_COLLECTED DATA_
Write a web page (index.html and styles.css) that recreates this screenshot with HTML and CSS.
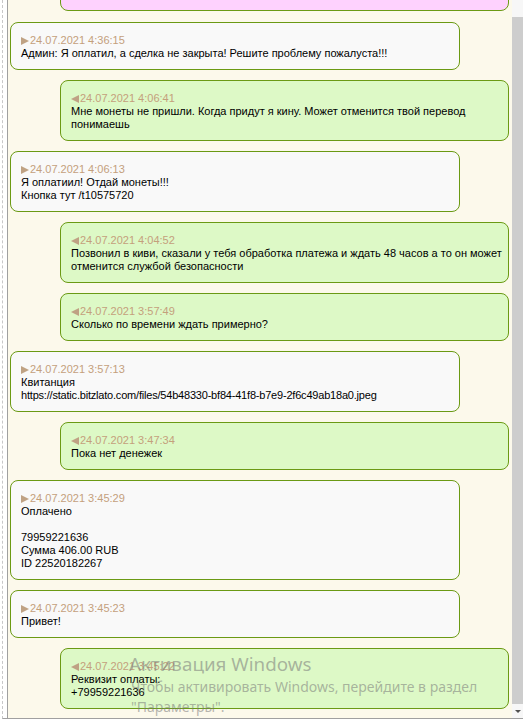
FILE: index.html
```html
<!DOCTYPE html>
<html lang="ru">
<head>
    <meta charset="UTF-8">
    <title>Сделка - чат</title>
    <link rel="stylesheet" href="styles.css">
</head>
<body>
    <div class="frame">
        <div class="rail"></div>
        <div class="chat">
            <div class="msg msg-system"></div>

            <div class="msg msg-in">
                <div class="time"><span class="dir"></span>24.07.2021 4:36:15</div>
                <div class="text">Админ: Я оплатил, а сделка не закрыта! Решите проблему пожалуста!!!</div>
            </div>
            <div class="msg msg-out">
                <div class="time"><span class="dir"></span>24.07.2021 4:06:41</div>
                <div class="text">Мне монеты не пришли. Когда придут я кину. Может отменится твой перевод понимаешь</div>
            </div>
            <div class="msg msg-in">
                <div class="time"><span class="dir"></span>24.07.2021 4:06:13</div>
                <div class="text">Я оплатиил! Отдай монеты!!!<br>Кнопка тут /t10575720</div>
            </div>
            <div class="msg msg-out">
                <div class="time"><span class="dir"></span>24.07.2021 4:04:52</div>
                <div class="text">Позвонил в киви, сказали у тебя обработка платежа и ждать 48 часов а то он может отменится службой безопасности</div>
            </div>
            <div class="msg msg-out">
                <div class="time"><span class="dir"></span>24.07.2021 3:57:49</div>
                <div class="text">Сколько по времени ждать примерно?</div>
            </div>
            <div class="msg msg-in">
                <div class="time"><span class="dir"></span>24.07.2021 3:57:13</div>
                <div class="text">Квитанция<br><span class="link">https://static.bitzlato.com/files/54b48330-bf84-41f8-b7e9-2f6c49ab18a0.jpeg</span></div>
            </div>
            <div class="msg msg-out">
                <div class="time"><span class="dir"></span>24.07.2021 3:47:34</div>
                <div class="text">Пока нет денежек</div>
            </div>
            <div class="msg msg-in">
                <div class="time"><span class="dir"></span>24.07.2021 3:45:29</div>
                <div class="text">Оплачено<br><br>79959221636<br>Сумма 406.00 RUB<br>ID 22520182267</div>
            </div>
            <div class="msg msg-in">
                <div class="time"><span class="dir"></span>24.07.2021 3:45:23</div>
                <div class="text">Привет!</div>
            </div>
            <div class="msg msg-out">
                <div class="time"><span class="dir"></span>24.07.2021 3:45:22</div>
                <div class="text">Реквизит оплаты:<br>+79959221636</div>
            </div>
        </div>
        <div class="scrollbar">
            <div class="scroll-thumb"></div>
            <div class="scroll-down"></div>
        </div>
    </div>

    <div class="activation">
        <div class="activation-title">Активация Windows</div>
        <div class="activation-text">Чтобы активировать Windows, перейдите в раздел<br>"Параметры".</div>
    </div>
</body>
</html>
```

FILE: styles.css
```css
* {
    margin: 0;
    padding: 0;
    box-sizing: border-box;
}
body {
    background-color: #ffffff;
    font-family: "Liberation Sans", Arial, sans-serif;
    width: 523px;
    height: 721px;
    overflow: hidden;
    position: relative;
}
.frame {
    display: flex;
    height: 719px;
    border-bottom: 1px solid #a0a0a0;
    border-left: 1px dashed #c8c8c8;
    margin-left: 2px;
    padding-left: 4px;
}
.rail {
    width: 1px;
    background-color: #a0a0a0;
    flex-shrink: 0;
}
.chat {
    flex: 1;
    background-color: #fcf9eb;
    padding: 0 3px 0 2px;
    overflow: hidden;
}
.msg {
    border: 1px solid #6b9a14;
    border-radius: 8px;
    padding: 11px 4px 9px 10px;
    margin-bottom: 10px;
    font-size: 11px;
    line-height: 13px;
    color: #000;
}
.msg-in {
    background-color: #f9f9f9;
    margin-right: 49px;
}
.msg-out {
    background-color: #ddf9c6;
    margin-left: 50px;
}
.msg-system {
    background-color: #fed2fe;
    margin-left: 50px;
    height: 40px;
    margin-top: -29px;
    margin-bottom: 11px;
}
.link {
    letter-spacing: -0.2px;
}
.time {
    color: #c4a07c;
    font-size: 11px;
}
.dir {
    display: inline-block;
    width: 0;
    height: 0;
    border-top: 4px solid transparent;
    border-bottom: 4px solid transparent;
    margin-right: 1px;
    vertical-align: -1px;
}
.msg-in .dir {
    border-left: 8px solid #bfa284;
}
.msg-out .dir {
    border-right: 8px solid #bfa284;
}
.scrollbar {
    width: 11px;
    flex-shrink: 0;
    background-color: #f7f7f7;
    display: flex;
    flex-direction: column;
    padding-top: 17px;
}
.scroll-thumb {
    flex: 1;
    background-color: #cdcdcd;
}
.scroll-down {
    height: 14px;
    display: flex;
    justify-content: center;
    align-items: center;
}
.scroll-down::before {
    content: '';
    border-left: 3px solid transparent;
    border-right: 3px solid transparent;
    border-top: 3px solid #505050;
}
.activation {
    position: absolute;
    left: 129px;
    top: 652px;
    color: rgba(120, 120, 120, 0.55);
    font-family: "Noto Sans", "Open Sans", sans-serif;
}
.activation-title {
    font-size: 18.8px;
    line-height: 25px;
}
.activation-text {
    font-size: 14px;
    line-height: 20px;
    padding-left: 2px;
}
```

_EXERCISE PROMPT_
Write out the data precisely as given, excluding the pictures.

_WRITTEN ANSWER_
Write a web page (index.html and styles.css) that recreates this screenshot with HTML and CSS.
FILE: index.html
```html
<!DOCTYPE html>
<html lang="ru">
<head>
    <meta charset="UTF-8">
    <title>Сделка - чат</title>
    <link rel="stylesheet" href="styles.css">
</head>
<body>
    <div class="frame">
        <div class="rail"></div>
        <div class="chat">
            <div class="msg msg-system"></div>

            <div class="msg msg-in">
                <div class="time"><span class="dir"></span>24.07.2021 4:36:15</div>
                <div class="text">Админ: Я оплатил, а сделка не закрыта! Решите проблему пожалуста!!!</div>
            </div>
            <div class="msg msg-out">
                <div class="time"><span class="dir"></span>24.07.2021 4:06:41</div>
                <div class="text">Мне монеты не пришли. Когда придут я кину. Может отменится твой перевод понимаешь</div>
            </div>
            <div class="msg msg-in">
                <div class="time"><span class="dir"></span>24.07.2021 4:06:13</div>
                <div class="text">Я оплатиил! Отдай монеты!!!<br>Кнопка тут /t10575720</div>
            </div>
            <div class="msg msg-out">
                <div class="time"><span class="dir"></span>24.07.2021 4:04:52</div>
                <div class="text">Позвонил в киви, сказали у тебя обработка платежа и ждать 48 часов а то он может отменится службой безопасности</div>
            </div>
            <div class="msg msg-out">
                <div class="time"><span class="dir"></span>24.07.2021 3:57:49</div>
                <div class="text">Сколько по времени ждать примерно?</div>
            </div>
            <div class="msg msg-in">
                <div class="time"><span class="dir"></span>24.07.2021 3:57:13</div>
                <div class="text">Квитанция<br><span class="link">https://static.bitzlato.com/files/54b48330-bf84-41f8-b7e9-2f6c49ab18a0.jpeg</span></div>
            </div>
            <div class="msg msg-out">
                <div class="time"><span class="dir"></span>24.07.2021 3:47:34</div>
                <div class="text">Пока нет денежек</div>
            </div>
            <div class="msg msg-in">
                <div class="time"><span class="dir"></span>24.07.2021 3:45:29</div>
                <div class="text">Оплачено<br><br>79959221636<br>Сумма 406.00 RUB<br>ID 22520182267</div>
            </div>
            <div class="msg msg-in">
                <div class="time"><span class="dir"></span>24.07.2021 3:45:23</div>
                <div class="text">Привет!</div>
            </div>
            <div class="msg msg-out">
                <div class="time"><span class="dir"></span>24.07.2021 3:45:22</div>
                <div class="text">Реквизит оплаты:<br>+79959221636</div>
            </div>
        </div>
        <div class="scrollbar">
            <div class="scroll-thumb"></div>
            <div class="scroll-down"></div>
        </div>
    </div>

    <div class="activation">
        <div class="activation-title">Активация Windows</div>
        <div class="activation-text">Чтобы активировать Windows, перейдите в раздел<br>"Параметры".</div>
    </div>
</body>
</html>
```

FILE: styles.css
```css
* {
    margin: 0;
    padding: 0;
    box-sizing: border-box;
}
body {
    background-color: #ffffff;
    font-family: "Liberation Sans", Arial, sans-serif;
    width: 523px;
    height: 721px;
    overflow: hidden;
    position: relative;
}
.frame {
    display: flex;
    height: 719px;
    border-bottom: 1px solid #a0a0a0;
    border-left: 1px dashed #c8c8c8;
    margin-left: 2px;
    padding-left: 4px;
}
.rail {
    width: 1px;
    background-color: #a0a0a0;
    flex-shrink: 0;
}
.chat {
    flex: 1;
    background-color: #fcf9eb;
    padding: 0 3px 0 2px;
    overflow: hidden;
}
.msg {
    border: 1px solid #6b9a14;
    border-radius: 8px;
    padding: 11px 4px 9px 10px;
    margin-bottom: 10px;
    font-size: 11px;
    line-height: 13px;
    color: #000;
}
.msg-in {
    background-color: #f9f9f9;
    margin-right: 49px;
}
.msg-out {
    background-color: #ddf9c6;
    margin-left: 50px;
}
.msg-system {
    background-color: #fed2fe;
    margin-left: 50px;
    height: 40px;
    margin-top: -29px;
    margin-bottom: 11px;
}
.link {
    letter-spacing: -0.2px;
}
.time {
    color: #c4a07c;
    font-size: 11px;
}
.dir {
    display: inline-block;
    width: 0;
    height: 0;
    border-top: 4px solid transparent;
    border-bottom: 4px solid transparent;
    margin-right: 1px;
    vertical-align: -1px;
}
.msg-in .dir {
    border-left: 8px solid #bfa284;
}
.msg-out .dir {
    border-right: 8px solid #bfa284;
}
.scrollbar {
    width: 11px;
    flex-shrink: 0;
    background-color: #f7f7f7;
    display: flex;
    flex-direction: column;
    padding-top: 17px;
}
.scroll-thumb {
    flex: 1;
    background-color: #cdcdcd;
}
.scroll-down {
    height: 14px;
    display: flex;
    justify-content: center;
    align-items: center;
}
.scroll-down::before {
    content: '';
    border-left: 3px solid transparent;
    border-right: 3px solid transparent;
    border-top: 3px solid #505050;
}
.activation {
    position: absolute;
    left: 129px;
    top: 652px;
    color: rgba(120, 120, 120, 0.55);
    font-family: "Noto Sans", "Open Sans", sans-serif;
}
.activation-title {
    font-size: 18.8px;
    line-height: 25px;
}
.activation-text {
    font-size: 14px;
    line-height: 20px;
    padding-left: 2px;
}
```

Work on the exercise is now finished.